[Direction] Copy each line below exactly and leave the pictures out.

[Given material]
------------------------------------

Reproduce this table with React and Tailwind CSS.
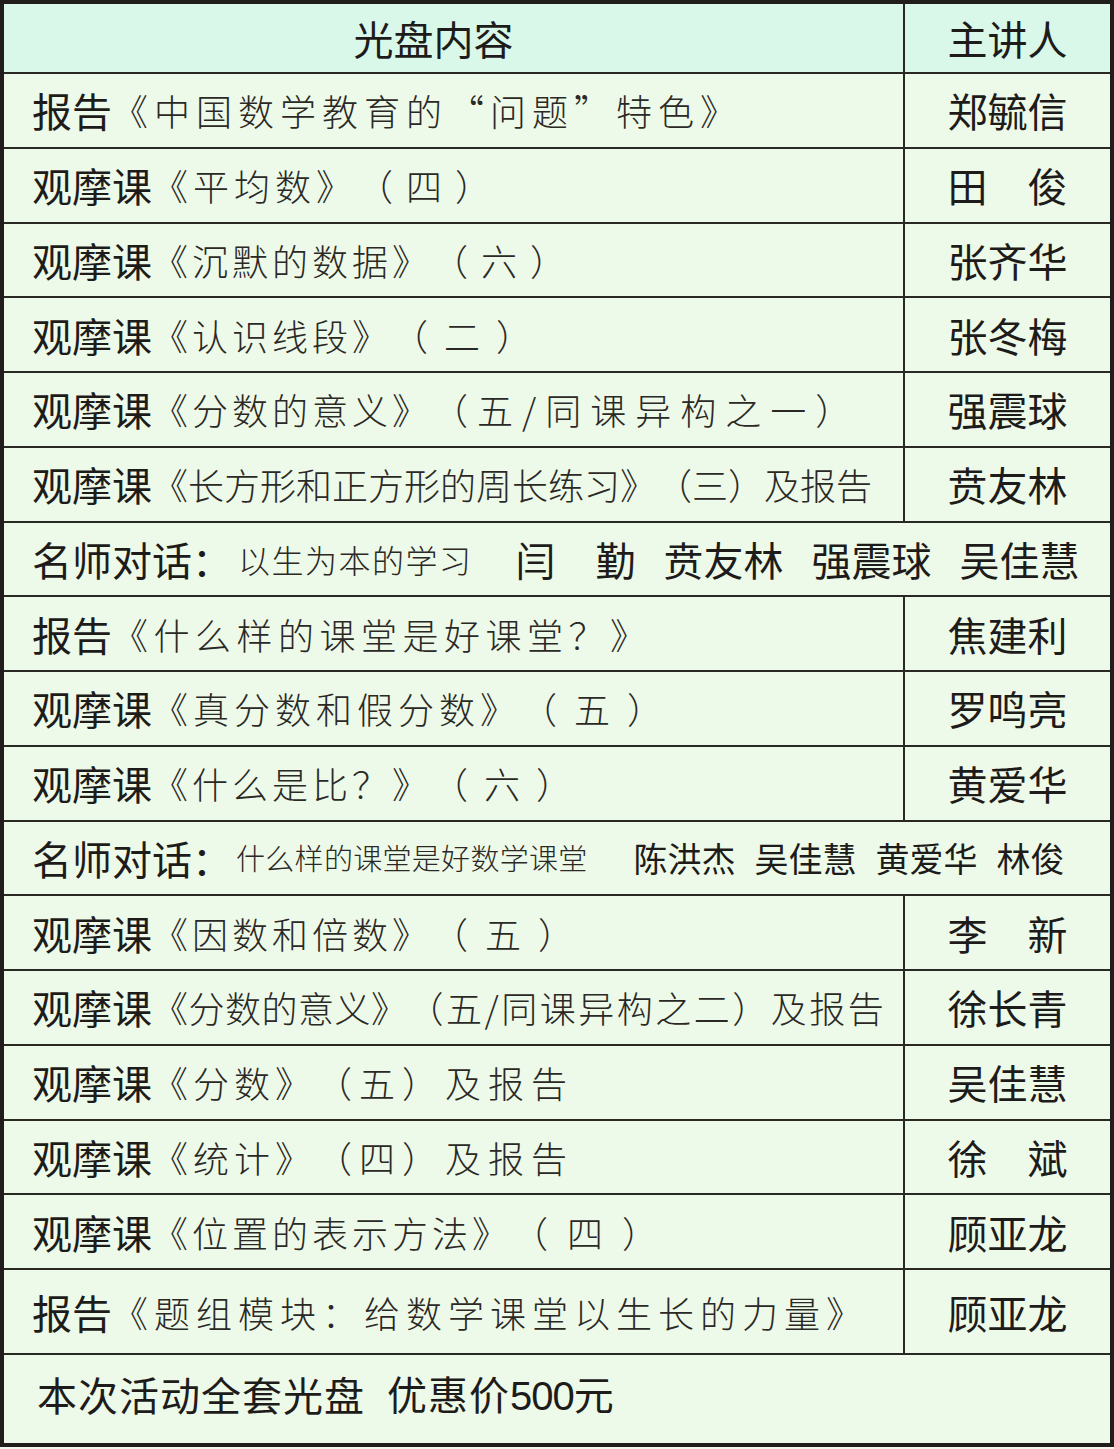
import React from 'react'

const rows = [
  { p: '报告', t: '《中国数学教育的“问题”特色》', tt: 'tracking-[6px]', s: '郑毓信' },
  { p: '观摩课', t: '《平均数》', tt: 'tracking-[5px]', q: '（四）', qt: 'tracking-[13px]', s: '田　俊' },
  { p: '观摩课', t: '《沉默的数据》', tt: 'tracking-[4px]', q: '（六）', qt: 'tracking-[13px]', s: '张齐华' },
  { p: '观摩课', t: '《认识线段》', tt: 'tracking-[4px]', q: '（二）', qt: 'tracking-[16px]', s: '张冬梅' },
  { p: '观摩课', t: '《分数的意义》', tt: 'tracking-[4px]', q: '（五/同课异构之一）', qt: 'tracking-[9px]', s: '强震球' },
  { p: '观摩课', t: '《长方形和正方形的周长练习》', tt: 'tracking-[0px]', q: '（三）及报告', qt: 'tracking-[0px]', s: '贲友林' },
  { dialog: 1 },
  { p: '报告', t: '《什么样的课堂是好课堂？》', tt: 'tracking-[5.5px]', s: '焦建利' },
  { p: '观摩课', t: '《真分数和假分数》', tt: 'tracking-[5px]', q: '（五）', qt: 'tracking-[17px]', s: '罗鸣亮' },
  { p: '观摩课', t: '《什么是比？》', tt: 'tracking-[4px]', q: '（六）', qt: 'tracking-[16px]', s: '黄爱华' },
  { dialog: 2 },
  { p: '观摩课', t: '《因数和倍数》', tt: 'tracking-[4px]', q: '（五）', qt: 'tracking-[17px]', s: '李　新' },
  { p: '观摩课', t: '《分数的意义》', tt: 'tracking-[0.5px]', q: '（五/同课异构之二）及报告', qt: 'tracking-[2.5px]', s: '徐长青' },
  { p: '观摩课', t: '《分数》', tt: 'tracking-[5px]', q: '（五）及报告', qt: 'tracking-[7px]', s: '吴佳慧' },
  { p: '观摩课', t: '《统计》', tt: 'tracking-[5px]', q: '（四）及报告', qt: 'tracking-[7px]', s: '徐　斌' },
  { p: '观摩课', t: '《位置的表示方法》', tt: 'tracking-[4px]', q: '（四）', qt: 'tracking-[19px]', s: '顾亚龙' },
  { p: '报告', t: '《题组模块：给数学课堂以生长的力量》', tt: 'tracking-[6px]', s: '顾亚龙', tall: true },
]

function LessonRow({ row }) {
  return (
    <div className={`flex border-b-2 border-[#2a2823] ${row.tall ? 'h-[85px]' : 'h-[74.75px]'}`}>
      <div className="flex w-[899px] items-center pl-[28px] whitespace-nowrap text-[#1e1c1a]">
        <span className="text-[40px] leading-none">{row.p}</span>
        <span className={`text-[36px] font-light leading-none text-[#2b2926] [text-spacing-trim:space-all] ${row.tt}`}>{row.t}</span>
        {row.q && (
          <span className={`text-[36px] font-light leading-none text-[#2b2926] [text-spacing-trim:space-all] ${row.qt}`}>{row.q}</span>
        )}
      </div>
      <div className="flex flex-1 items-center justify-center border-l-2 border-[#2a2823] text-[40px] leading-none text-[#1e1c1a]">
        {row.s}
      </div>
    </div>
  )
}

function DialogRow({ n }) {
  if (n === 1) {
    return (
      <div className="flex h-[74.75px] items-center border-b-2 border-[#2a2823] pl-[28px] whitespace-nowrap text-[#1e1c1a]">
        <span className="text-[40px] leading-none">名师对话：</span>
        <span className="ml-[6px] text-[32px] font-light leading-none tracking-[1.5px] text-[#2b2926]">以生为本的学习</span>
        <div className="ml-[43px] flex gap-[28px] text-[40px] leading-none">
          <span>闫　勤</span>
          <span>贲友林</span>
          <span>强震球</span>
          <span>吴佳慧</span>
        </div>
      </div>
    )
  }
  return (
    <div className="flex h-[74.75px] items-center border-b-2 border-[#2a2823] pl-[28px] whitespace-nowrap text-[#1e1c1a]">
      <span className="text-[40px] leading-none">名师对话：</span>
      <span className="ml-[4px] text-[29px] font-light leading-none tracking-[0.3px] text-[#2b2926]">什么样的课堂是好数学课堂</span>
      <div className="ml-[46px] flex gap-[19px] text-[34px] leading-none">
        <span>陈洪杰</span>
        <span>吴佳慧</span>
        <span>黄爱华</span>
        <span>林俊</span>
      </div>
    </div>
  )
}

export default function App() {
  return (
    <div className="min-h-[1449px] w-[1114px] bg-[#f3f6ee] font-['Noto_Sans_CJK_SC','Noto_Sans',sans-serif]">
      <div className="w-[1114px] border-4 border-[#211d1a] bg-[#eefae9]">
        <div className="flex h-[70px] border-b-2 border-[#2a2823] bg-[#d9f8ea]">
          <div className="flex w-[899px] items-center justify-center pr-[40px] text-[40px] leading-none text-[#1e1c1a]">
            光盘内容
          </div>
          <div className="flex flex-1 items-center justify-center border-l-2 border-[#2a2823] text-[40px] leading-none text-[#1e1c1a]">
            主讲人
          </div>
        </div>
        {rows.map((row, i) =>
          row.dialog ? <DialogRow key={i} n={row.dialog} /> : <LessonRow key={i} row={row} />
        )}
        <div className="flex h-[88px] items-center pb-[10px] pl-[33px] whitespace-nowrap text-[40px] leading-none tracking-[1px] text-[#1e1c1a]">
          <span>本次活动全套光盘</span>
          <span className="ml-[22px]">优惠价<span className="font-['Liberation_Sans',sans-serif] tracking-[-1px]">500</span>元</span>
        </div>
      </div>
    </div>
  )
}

------------------------------------

[Exercise response]
Reproduce this table with React and Tailwind CSS.
import React from 'react'

const rows = [
  { p: '报告', t: '《中国数学教育的“问题”特色》', tt: 'tracking-[6px]', s: '郑毓信' },
  { p: '观摩课', t: '《平均数》', tt: 'tracking-[5px]', q: '（四）', qt: 'tracking-[13px]', s: '田　俊' },
  { p: '观摩课', t: '《沉默的数据》', tt: 'tracking-[4px]', q: '（六）', qt: 'tracking-[13px]', s: '张齐华' },
  { p: '观摩课', t: '《认识线段》', tt: 'tracking-[4px]', q: '（二）', qt: 'tracking-[16px]', s: '张冬梅' },
  { p: '观摩课', t: '《分数的意义》', tt: 'tracking-[4px]', q: '（五/同课异构之一）', qt: 'tracking-[9px]', s: '强震球' },
  { p: '观摩课', t: '《长方形和正方形的周长练习》', tt: 'tracking-[0px]', q: '（三）及报告', qt: 'tracking-[0px]', s: '贲友林' },
  { dialog: 1 },
  { p: '报告', t: '《什么样的课堂是好课堂？》', tt: 'tracking-[5.5px]', s: '焦建利' },
  { p: '观摩课', t: '《真分数和假分数》', tt: 'tracking-[5px]', q: '（五）', qt: 'tracking-[17px]', s: '罗鸣亮' },
  { p: '观摩课', t: '《什么是比？》', tt: 'tracking-[4px]', q: '（六）', qt: 'tracking-[16px]', s: '黄爱华' },
  { dialog: 2 },
  { p: '观摩课', t: '《因数和倍数》', tt: 'tracking-[4px]', q: '（五）', qt: 'tracking-[17px]', s: '李　新' },
  { p: '观摩课', t: '《分数的意义》', tt: 'tracking-[0.5px]', q: '（五/同课异构之二）及报告', qt: 'tracking-[2.5px]', s: '徐长青' },
  { p: '观摩课', t: '《分数》', tt: 'tracking-[5px]', q: '（五）及报告', qt: 'tracking-[7px]', s: '吴佳慧' },
  { p: '观摩课', t: '《统计》', tt: 'tracking-[5px]', q: '（四）及报告', qt: 'tracking-[7px]', s: '徐　斌' },
  { p: '观摩课', t: '《位置的表示方法》', tt: 'tracking-[4px]', q: '（四）', qt: 'tracking-[19px]', s: '顾亚龙' },
  { p: '报告', t: '《题组模块：给数学课堂以生长的力量》', tt: 'tracking-[6px]', s: '顾亚龙', tall: true },
]

function LessonRow({ row }) {
  return (
    <div className={`flex border-b-2 border-[#2a2823] ${row.tall ? 'h-[85px]' : 'h-[74.75px]'}`}>
      <div className="flex w-[899px] items-center pl-[28px] whitespace-nowrap text-[#1e1c1a]">
        <span className="text-[40px] leading-none">{row.p}</span>
        <span className={`text-[36px] font-light leading-none text-[#2b2926] [text-spacing-trim:space-all] ${row.tt}`}>{row.t}</span>
        {row.q && (
          <span className={`text-[36px] font-light leading-none text-[#2b2926] [text-spacing-trim:space-all] ${row.qt}`}>{row.q}</span>
        )}
      </div>
      <div className="flex flex-1 items-center justify-center border-l-2 border-[#2a2823] text-[40px] leading-none text-[#1e1c1a]">
        {row.s}
      </div>
    </div>
  )
}

function DialogRow({ n }) {
  if (n === 1) {
    return (
      <div className="flex h-[74.75px] items-center border-b-2 border-[#2a2823] pl-[28px] whitespace-nowrap text-[#1e1c1a]">
        <span className="text-[40px] leading-none">名师对话：</span>
        <span className="ml-[6px] text-[32px] font-light leading-none tracking-[1.5px] text-[#2b2926]">以生为本的学习</span>
        <div className="ml-[43px] flex gap-[28px] text-[40px] leading-none">
          <span>闫　勤</span>
          <span>贲友林</span>
          <span>强震球</span>
          <span>吴佳慧</span>
        </div>
      </div>
    )
  }
  return (
    <div className="flex h-[74.75px] items-center border-b-2 border-[#2a2823] pl-[28px] whitespace-nowrap text-[#1e1c1a]">
      <span className="text-[40px] leading-none">名师对话：</span>
      <span className="ml-[4px] text-[29px] font-light leading-none tracking-[0.3px] text-[#2b2926]">什么样的课堂是好数学课堂</span>
      <div className="ml-[46px] flex gap-[19px] text-[34px] leading-none">
        <span>陈洪杰</span>
        <span>吴佳慧</span>
        <span>黄爱华</span>
        <span>林俊</span>
      </div>
    </div>
  )
}

export default function App() {
  return (
    <div className="min-h-[1449px] w-[1114px] bg-[#f3f6ee] font-['Noto_Sans_CJK_SC','Noto_Sans',sans-serif]">
      <div className="w-[1114px] border-4 border-[#211d1a] bg-[#eefae9]">
        <div className="flex h-[70px] border-b-2 border-[#2a2823] bg-[#d9f8ea]">
          <div className="flex w-[899px] items-center justify-center pr-[40px] text-[40px] leading-none text-[#1e1c1a]">
            光盘内容
          </div>
          <div className="flex flex-1 items-center justify-center border-l-2 border-[#2a2823] text-[40px] leading-none text-[#1e1c1a]">
            主讲人
          </div>
        </div>
        {rows.map((row, i) =>
          row.dialog ? <DialogRow key={i} n={row.dialog} /> : <LessonRow key={i} row={row} />
        )}
        <div className="flex h-[88px] items-center pb-[10px] pl-[33px] whitespace-nowrap text-[40px] leading-none tracking-[1px] text-[#1e1c1a]">
          <span>本次活动全套光盘</span>
          <span className="ml-[22px]">优惠价<span className="font-['Liberation_Sans',sans-serif] tracking-[-1px]">500</span>元</span>
        </div>
      </div>
    </div>
  )
}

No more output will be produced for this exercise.